Great stuff from Tim… Tim O’Reilly on Piracy, Tinkering, and the Future of the Book@ Forbes…
JB: And on the software side, do you see any threat to the way that kids might be growing up without enough access to start tinkering?
TO: I think there’s plenty of access for tinkering. It’s kind of like saying ‘oh my god, these people are tinkering on computers. What happened to the days when they used to tinker on cars?’ Tinkering goes somewhere else, but it doesn’t go away.
JB: On all your titles you’ve dropped digital rights management (DRM), which limits file sharing and copying. Aren’t you worried about piracy?
TO: No. And so what? Let’s say my goal is to sell 10,000 copies of something. And let’s say that if by putting DRM in it I sell 10,000 copies and I make my money, and if by having no DRM 100,000 copies go into circulation and I still sell 10,000 copies. Which of those is the better outcome? I think having 100,000 in circulation and selling 10,000 is way better than having just the 10,000 that are paid for and nobody else benefits.
People who don’t pay you generally wouldn’t have paid you anyway. We’re delighted when people who can’t afford our books don’t pay us for them, if they go out and do something useful with that information.
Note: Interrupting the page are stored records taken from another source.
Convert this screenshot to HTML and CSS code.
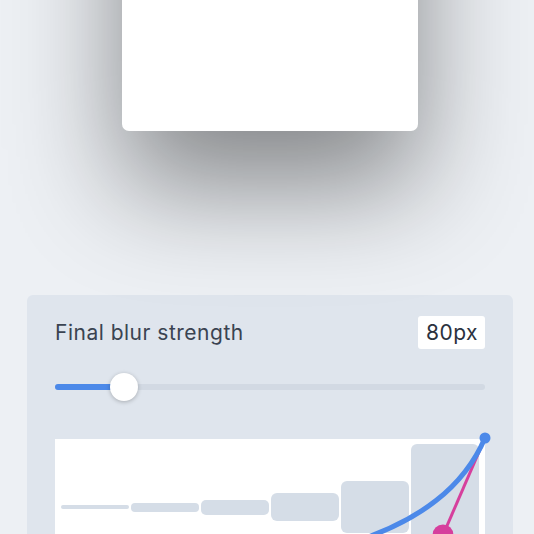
FILE: index.html
```html
<!DOCTYPE html>
<html>
<head>
<meta charset="utf-8">
<link rel="stylesheet" href="styles.css">
</head>
<body>
<div class="page">
  <div class="stage">
    <div class="card"></div>
  </div>
  <section class="panel">
    <div class="row">
      <span class="label">Final blur strength</span>
      <span class="value">80px</span>
    </div>
    <div class="slider">
      <div class="track"><div class="fill"></div></div>
      <div class="thumb"></div>
    </div>
    <div class="chart">
      <div class="bar b1"></div>
      <div class="bar b2"></div>
      <div class="bar b3"></div>
      <div class="bar b4"></div>
      <div class="bar b5"></div>
      <div class="bar b6"></div>
      <svg class="curve" width="430" height="136" viewBox="0 0 430 136">
        <line x1="430" y1="-1" x2="388" y2="96" stroke="#d63f9d" stroke-width="3"/>
        <path d="M0 136 C258 136 388 96 430 -1" fill="none" stroke="#4c89e9" stroke-width="5" stroke-linecap="round"/>
        <circle cx="430" cy="-1" r="5.5" fill="#4c89e9"/>
        <circle cx="388" cy="96" r="10.5" fill="#d63f9d"/>
      </svg>
    </div>
  </section>
</div>
</body>
</html>
```

FILE: styles.css
```css
* { box-sizing: border-box; }
html, body { margin: 0; padding: 0; }
body {
  background: #edf0f4;
  font-family: Inter, "Noto Sans", sans-serif;
  overflow: hidden;
}
.page {
  margin: 0 21px 0 27px;
}
.stage {
  height: 295px;
  display: flex;
  justify-content: center;
  align-items: flex-start;
}
.card {
  width: 296px;
  height: 331px;
  margin-top: -200px;
  background: #fff;
  border-radius: 7px;
  box-shadow: 0 55px 110px rgba(0, 0, 0, 0.44);
}
.panel {
  background: #dfe5ed;
  border-radius: 6px;
  padding: 21px 28px 40px;
}
.row {
  display: flex;
  justify-content: space-between;
  align-items: center;
  height: 33px;
}
.label {
  font-size: 21px;
  letter-spacing: 0.5px;
  color: #3a4351;
}
.value {
  background: #fff;
  border-radius: 3px;
  height: 33px;
  line-height: 33px;
  padding: 0 7px 0 8px;
  font-size: 21px;
  letter-spacing: 0.5px;
  color: #2b323e;
}
.slider {
  position: relative;
  height: 28px;
  margin-top: 24px;
  display: flex;
  align-items: center;
}
.track {
  width: 100%;
  height: 6px;
  border-radius: 3px;
  background: #d2d9e3;
  overflow: hidden;
}
.fill {
  width: 69px;
  height: 100%;
  background: #4c89e9;
}
.thumb {
  position: absolute;
  left: 55px;
  top: 0;
  width: 28px;
  height: 28px;
  border-radius: 50%;
  background: #fff;
  box-shadow: 0 1px 4px rgba(0, 0, 0, 0.25);
}
.chart {
  position: relative;
  margin-top: 38px;
  height: 136px;
  background: #fff;
  padding: 5px 6px;
  display: flex;
  align-items: center;
  gap: 2px;
}
.bar {
  width: 68px;
  background: #d5dde7;
  border-radius: 6px;
}
.b1 { height: 4px; border-radius: 2px; }
.b2 { height: 9px; border-radius: 4px; }
.b3 { height: 15px; border-radius: 5px; }
.b4 { height: 28px; }
.b5 { height: 52px; }
.b6 { height: 126px; }
.curve {
  position: absolute;
  left: 0;
  top: 0;
  overflow: visible;
}
```
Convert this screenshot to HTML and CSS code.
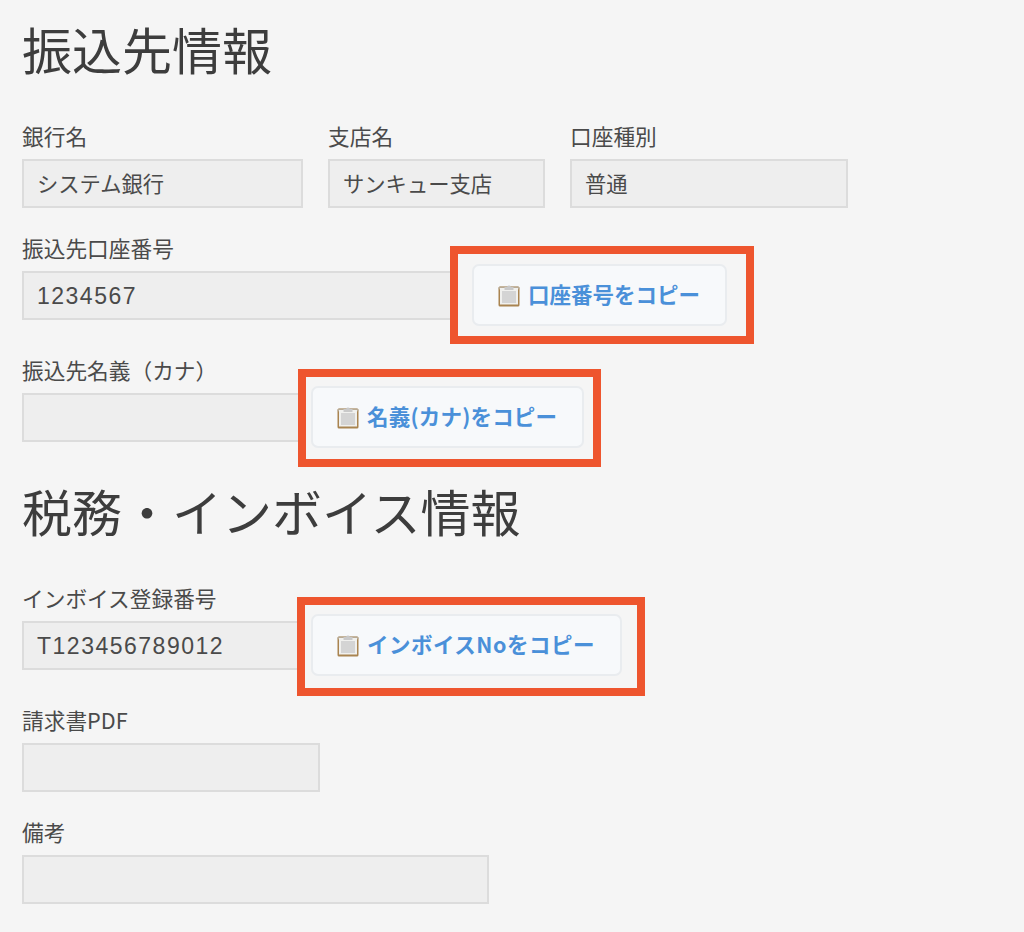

I think having faith in that basic logic of the market is important. Besides, DRM interferes with the user experience. It makes it much harder to have people adopt your product.
You’ve probably seen my paper from 2002 called “Piracy is Progressive Taxation.” I think that’s a really good metaphor. If you are extremely well known and have a very desirable product, then yes, you probably do suffer a bit from piracy, in the same way that if you make a lot of money you pay more in taxes than if you don’t make any money. But we generally accept that tradeoff because you know we use the money from the people who make a lot of money to help the people who don’t.In a similar way, the exposure that you get from free content actually helps drive visibility and awareness for people who are unknown. So we’ve always sort of taken the approach that on balance it’s OK, and we’ve also taken the approach that it’s more important to establish social norms around payment. The way that you do that is by honoring people and respecting how they act, people pay us because they know that if we don’t get paid we don’t do what we do.
For years we’ve donated our returns (you get returns from Barnes and Noble with stickers on them and you can’t resell them) and we send them off to Africa and Eastern Europe to be donated. What do we lose when somebody else gains?
"People who don’t pay you generally wouldn’t have paid you anyway." This say it all!
Better to share and promote growth than control and snuff out creativity. When multiplying an idea by sharing it doesn’t lose any value but it does greatly increases the ideas potential.
I honestly couldn’t have put it better myself. Having your work viewed is something that money can’t buy. You can plaster advertising everywhere, but it doesn’t mean that anybody is going to take any notice.